SET TASK: Report the number of lines that hold the string "index". Leave out any other text.

---------- SUPPLIED DATA ----------

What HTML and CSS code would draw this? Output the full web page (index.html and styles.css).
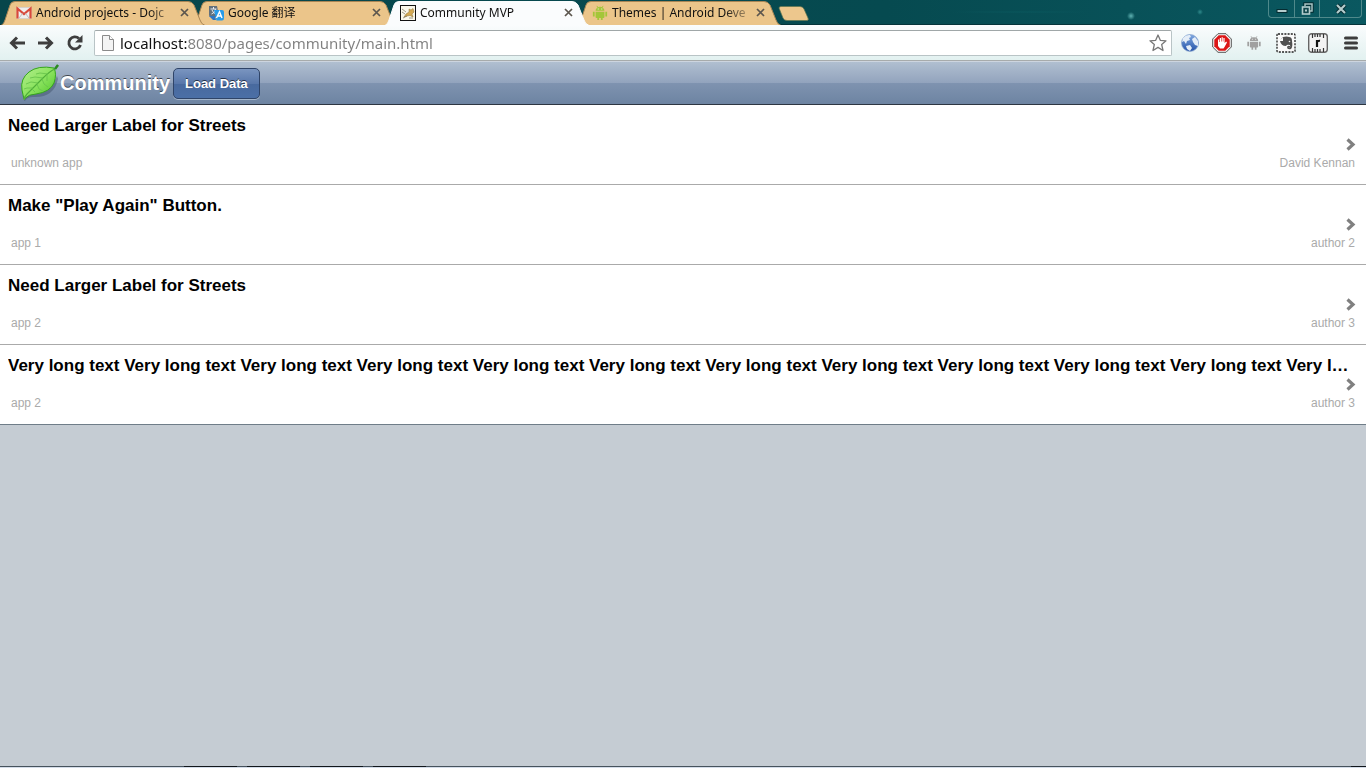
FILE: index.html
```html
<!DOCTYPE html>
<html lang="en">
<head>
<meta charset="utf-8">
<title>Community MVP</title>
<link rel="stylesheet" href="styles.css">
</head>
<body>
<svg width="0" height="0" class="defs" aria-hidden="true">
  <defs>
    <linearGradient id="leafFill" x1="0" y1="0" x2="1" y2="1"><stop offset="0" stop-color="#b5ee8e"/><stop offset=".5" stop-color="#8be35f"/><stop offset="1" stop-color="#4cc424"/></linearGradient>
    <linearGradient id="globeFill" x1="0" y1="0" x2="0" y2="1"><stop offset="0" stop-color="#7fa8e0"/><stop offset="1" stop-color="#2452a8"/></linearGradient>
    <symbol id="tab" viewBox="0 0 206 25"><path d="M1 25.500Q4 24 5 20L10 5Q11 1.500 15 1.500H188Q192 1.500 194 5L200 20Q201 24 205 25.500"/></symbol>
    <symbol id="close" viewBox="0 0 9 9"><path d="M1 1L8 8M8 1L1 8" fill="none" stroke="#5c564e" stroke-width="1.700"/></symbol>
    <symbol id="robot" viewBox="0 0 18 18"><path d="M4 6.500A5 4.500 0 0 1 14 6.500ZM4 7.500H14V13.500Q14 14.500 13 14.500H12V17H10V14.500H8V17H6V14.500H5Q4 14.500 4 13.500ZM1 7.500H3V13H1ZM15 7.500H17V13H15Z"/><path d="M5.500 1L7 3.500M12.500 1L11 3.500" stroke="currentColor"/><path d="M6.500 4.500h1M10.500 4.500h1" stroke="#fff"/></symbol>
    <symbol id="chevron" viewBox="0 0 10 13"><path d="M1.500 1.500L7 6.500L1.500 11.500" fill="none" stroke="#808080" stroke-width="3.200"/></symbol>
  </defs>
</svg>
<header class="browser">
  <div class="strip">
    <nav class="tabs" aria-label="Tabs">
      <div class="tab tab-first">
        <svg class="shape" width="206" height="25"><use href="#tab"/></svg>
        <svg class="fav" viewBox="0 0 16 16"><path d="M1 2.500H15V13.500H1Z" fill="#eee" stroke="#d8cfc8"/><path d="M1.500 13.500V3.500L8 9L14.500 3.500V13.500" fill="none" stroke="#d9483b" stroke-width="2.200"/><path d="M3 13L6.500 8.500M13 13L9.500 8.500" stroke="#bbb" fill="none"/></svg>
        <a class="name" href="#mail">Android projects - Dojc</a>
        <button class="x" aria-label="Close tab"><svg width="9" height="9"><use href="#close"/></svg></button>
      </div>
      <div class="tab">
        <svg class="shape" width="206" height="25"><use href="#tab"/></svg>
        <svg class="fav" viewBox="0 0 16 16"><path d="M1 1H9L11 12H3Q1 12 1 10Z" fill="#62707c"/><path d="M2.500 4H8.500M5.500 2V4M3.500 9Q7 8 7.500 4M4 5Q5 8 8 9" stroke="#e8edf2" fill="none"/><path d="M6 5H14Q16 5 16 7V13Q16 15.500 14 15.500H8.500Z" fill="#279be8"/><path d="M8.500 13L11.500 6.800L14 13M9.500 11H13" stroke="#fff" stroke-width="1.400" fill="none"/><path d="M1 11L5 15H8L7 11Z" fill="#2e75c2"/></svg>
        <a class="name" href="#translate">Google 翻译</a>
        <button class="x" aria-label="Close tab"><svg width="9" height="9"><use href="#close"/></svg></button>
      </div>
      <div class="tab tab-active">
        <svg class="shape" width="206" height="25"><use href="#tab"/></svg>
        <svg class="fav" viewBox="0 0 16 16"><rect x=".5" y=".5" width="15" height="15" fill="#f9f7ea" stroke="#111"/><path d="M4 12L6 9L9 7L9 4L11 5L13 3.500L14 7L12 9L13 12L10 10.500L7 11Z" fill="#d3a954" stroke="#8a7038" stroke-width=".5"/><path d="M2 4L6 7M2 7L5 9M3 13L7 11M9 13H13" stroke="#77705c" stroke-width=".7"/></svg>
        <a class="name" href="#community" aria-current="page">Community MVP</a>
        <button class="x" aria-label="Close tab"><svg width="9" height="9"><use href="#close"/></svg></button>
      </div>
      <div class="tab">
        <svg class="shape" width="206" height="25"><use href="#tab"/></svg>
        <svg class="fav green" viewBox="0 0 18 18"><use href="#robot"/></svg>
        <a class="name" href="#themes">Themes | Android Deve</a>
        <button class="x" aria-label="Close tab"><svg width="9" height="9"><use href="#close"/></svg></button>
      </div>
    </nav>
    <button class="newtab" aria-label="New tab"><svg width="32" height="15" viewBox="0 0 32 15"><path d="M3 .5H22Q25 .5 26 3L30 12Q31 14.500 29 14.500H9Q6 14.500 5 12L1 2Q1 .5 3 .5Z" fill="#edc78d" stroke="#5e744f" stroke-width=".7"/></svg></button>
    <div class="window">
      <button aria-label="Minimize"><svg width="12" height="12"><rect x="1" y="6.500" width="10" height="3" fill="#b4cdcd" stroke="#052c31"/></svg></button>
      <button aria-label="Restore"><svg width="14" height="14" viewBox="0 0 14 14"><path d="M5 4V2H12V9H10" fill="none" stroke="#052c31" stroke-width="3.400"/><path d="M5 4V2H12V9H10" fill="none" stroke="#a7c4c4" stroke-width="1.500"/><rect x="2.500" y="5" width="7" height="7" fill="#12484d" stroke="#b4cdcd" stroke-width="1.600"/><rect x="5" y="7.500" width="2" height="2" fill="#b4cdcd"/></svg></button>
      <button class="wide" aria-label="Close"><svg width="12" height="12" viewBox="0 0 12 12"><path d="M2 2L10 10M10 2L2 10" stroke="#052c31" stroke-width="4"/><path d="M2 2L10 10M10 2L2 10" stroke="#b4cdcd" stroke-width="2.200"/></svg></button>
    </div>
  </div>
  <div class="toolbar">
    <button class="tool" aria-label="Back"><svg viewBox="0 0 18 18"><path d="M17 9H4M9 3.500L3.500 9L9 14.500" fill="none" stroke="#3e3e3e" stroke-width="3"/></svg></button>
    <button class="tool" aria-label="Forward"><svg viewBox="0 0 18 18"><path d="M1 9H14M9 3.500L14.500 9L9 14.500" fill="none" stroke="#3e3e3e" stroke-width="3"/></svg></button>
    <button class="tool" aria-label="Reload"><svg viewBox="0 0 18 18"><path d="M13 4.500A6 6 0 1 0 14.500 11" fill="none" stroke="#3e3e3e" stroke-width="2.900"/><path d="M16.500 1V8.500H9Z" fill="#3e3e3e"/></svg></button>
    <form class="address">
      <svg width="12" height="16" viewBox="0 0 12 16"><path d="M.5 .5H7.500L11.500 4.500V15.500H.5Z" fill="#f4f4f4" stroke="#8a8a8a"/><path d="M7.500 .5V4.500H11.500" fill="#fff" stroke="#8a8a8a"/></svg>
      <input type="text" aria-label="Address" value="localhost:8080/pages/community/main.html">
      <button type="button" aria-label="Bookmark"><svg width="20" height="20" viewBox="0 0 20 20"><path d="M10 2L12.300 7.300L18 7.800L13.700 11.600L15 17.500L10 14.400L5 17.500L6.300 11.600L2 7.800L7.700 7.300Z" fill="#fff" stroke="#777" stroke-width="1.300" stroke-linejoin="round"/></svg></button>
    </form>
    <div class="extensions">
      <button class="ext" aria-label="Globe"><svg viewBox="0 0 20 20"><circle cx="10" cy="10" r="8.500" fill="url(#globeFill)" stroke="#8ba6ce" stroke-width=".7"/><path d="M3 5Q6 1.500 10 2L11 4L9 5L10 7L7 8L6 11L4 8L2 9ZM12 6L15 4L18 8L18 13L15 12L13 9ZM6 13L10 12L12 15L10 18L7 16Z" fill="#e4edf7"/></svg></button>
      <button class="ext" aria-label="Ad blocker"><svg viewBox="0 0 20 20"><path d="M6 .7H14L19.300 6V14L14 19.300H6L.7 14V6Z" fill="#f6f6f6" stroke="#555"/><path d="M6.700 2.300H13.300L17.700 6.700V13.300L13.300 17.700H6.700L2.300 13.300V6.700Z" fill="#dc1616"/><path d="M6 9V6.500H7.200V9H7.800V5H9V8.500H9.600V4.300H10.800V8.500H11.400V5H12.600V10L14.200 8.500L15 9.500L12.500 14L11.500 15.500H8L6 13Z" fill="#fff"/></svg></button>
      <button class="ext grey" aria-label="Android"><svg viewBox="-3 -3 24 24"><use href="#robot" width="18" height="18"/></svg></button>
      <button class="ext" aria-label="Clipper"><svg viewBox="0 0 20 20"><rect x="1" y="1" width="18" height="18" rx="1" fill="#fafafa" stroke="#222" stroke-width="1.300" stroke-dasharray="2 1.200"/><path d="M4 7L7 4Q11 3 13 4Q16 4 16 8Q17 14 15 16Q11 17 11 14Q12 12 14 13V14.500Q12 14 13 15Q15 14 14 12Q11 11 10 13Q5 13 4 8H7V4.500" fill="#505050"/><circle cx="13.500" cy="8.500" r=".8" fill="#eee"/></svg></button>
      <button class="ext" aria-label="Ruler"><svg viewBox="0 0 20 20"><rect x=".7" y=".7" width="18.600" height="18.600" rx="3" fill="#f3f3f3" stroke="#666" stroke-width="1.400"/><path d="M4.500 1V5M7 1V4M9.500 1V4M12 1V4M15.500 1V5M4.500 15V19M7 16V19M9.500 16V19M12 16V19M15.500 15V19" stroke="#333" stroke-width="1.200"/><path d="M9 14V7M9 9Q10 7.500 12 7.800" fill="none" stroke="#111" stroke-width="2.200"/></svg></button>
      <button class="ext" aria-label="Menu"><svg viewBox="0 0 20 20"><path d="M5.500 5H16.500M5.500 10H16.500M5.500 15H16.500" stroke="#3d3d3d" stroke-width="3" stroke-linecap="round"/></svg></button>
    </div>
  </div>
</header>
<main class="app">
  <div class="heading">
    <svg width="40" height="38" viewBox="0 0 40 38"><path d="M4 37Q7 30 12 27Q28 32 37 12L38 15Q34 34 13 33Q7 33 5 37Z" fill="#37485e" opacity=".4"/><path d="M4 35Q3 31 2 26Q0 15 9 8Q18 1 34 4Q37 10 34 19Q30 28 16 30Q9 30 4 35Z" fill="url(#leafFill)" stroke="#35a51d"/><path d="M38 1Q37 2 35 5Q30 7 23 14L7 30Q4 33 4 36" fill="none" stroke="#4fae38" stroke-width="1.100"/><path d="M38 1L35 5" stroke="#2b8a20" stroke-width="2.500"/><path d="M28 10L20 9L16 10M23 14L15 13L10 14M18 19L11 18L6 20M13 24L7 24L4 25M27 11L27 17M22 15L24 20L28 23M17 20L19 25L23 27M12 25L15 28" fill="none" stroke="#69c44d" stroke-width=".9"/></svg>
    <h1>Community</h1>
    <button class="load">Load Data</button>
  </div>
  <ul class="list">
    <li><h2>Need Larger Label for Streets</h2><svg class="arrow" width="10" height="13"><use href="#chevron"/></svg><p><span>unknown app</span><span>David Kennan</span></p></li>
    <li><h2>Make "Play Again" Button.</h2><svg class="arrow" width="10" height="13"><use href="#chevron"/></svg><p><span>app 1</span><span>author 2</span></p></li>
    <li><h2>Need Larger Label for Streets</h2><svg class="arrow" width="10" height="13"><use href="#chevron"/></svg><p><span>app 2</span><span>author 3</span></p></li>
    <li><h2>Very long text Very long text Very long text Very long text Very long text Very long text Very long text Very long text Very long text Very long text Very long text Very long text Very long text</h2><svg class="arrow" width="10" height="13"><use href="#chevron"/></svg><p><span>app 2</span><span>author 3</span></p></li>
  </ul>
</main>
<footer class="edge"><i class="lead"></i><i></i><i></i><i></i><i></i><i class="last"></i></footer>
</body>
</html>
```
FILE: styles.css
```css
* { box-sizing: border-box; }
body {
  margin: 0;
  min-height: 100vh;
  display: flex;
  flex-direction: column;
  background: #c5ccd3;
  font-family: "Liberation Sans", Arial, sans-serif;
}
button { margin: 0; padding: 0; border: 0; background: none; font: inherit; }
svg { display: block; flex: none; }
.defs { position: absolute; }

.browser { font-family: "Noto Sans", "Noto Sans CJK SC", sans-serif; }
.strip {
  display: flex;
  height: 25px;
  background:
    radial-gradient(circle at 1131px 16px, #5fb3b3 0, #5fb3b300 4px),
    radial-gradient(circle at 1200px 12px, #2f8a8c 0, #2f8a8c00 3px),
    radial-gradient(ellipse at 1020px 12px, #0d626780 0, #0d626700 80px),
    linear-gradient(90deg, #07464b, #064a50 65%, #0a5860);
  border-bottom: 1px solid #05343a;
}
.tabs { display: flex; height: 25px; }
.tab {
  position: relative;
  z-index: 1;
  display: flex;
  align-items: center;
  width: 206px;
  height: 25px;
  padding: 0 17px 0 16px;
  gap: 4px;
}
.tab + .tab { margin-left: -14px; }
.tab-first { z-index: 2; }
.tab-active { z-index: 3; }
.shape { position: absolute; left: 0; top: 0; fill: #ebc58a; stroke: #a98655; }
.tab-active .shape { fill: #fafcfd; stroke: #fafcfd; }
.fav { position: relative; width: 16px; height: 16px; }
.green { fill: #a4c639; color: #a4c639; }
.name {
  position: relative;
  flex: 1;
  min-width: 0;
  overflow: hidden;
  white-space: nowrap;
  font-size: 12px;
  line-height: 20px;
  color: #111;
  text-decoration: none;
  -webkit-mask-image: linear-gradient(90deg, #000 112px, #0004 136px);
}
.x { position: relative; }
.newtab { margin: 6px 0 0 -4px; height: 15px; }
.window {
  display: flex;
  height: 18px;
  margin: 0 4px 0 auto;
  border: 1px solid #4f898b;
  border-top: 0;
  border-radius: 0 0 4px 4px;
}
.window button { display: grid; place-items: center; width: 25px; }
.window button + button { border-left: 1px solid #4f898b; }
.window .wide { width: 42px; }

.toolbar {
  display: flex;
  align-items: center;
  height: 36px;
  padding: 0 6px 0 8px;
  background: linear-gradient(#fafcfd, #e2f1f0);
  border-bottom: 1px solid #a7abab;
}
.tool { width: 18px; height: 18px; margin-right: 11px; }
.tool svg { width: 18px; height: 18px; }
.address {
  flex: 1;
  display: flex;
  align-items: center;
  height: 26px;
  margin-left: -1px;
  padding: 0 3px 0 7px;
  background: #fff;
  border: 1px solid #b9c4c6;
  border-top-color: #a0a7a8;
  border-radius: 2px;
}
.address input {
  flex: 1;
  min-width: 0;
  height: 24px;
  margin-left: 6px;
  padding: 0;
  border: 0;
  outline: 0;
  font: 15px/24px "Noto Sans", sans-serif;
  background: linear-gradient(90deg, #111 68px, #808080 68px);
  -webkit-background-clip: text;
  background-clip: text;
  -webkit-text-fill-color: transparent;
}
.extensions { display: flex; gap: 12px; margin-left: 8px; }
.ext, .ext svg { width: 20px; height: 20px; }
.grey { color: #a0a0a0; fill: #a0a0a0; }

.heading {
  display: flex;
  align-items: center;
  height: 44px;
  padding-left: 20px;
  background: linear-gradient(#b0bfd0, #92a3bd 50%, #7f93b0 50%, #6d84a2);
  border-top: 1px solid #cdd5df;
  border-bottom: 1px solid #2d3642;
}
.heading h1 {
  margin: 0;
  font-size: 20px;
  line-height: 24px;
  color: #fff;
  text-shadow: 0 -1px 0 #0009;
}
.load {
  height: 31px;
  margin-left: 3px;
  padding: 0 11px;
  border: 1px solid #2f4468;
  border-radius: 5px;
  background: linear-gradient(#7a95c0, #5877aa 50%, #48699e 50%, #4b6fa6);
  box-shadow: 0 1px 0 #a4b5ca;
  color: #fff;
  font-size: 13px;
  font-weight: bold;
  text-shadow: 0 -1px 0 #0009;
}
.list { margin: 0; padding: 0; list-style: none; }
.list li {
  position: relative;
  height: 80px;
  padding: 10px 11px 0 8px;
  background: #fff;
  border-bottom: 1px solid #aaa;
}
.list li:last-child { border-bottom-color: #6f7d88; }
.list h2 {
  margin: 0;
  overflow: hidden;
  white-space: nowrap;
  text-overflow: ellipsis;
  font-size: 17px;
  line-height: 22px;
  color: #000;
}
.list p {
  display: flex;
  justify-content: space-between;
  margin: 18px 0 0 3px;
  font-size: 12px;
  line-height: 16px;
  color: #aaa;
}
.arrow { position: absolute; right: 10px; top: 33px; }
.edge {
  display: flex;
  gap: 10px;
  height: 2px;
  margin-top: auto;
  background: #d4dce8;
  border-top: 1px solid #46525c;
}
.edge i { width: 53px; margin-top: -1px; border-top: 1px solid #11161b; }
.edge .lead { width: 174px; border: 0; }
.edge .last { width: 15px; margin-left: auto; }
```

----------

RESPONSE BELOW: 5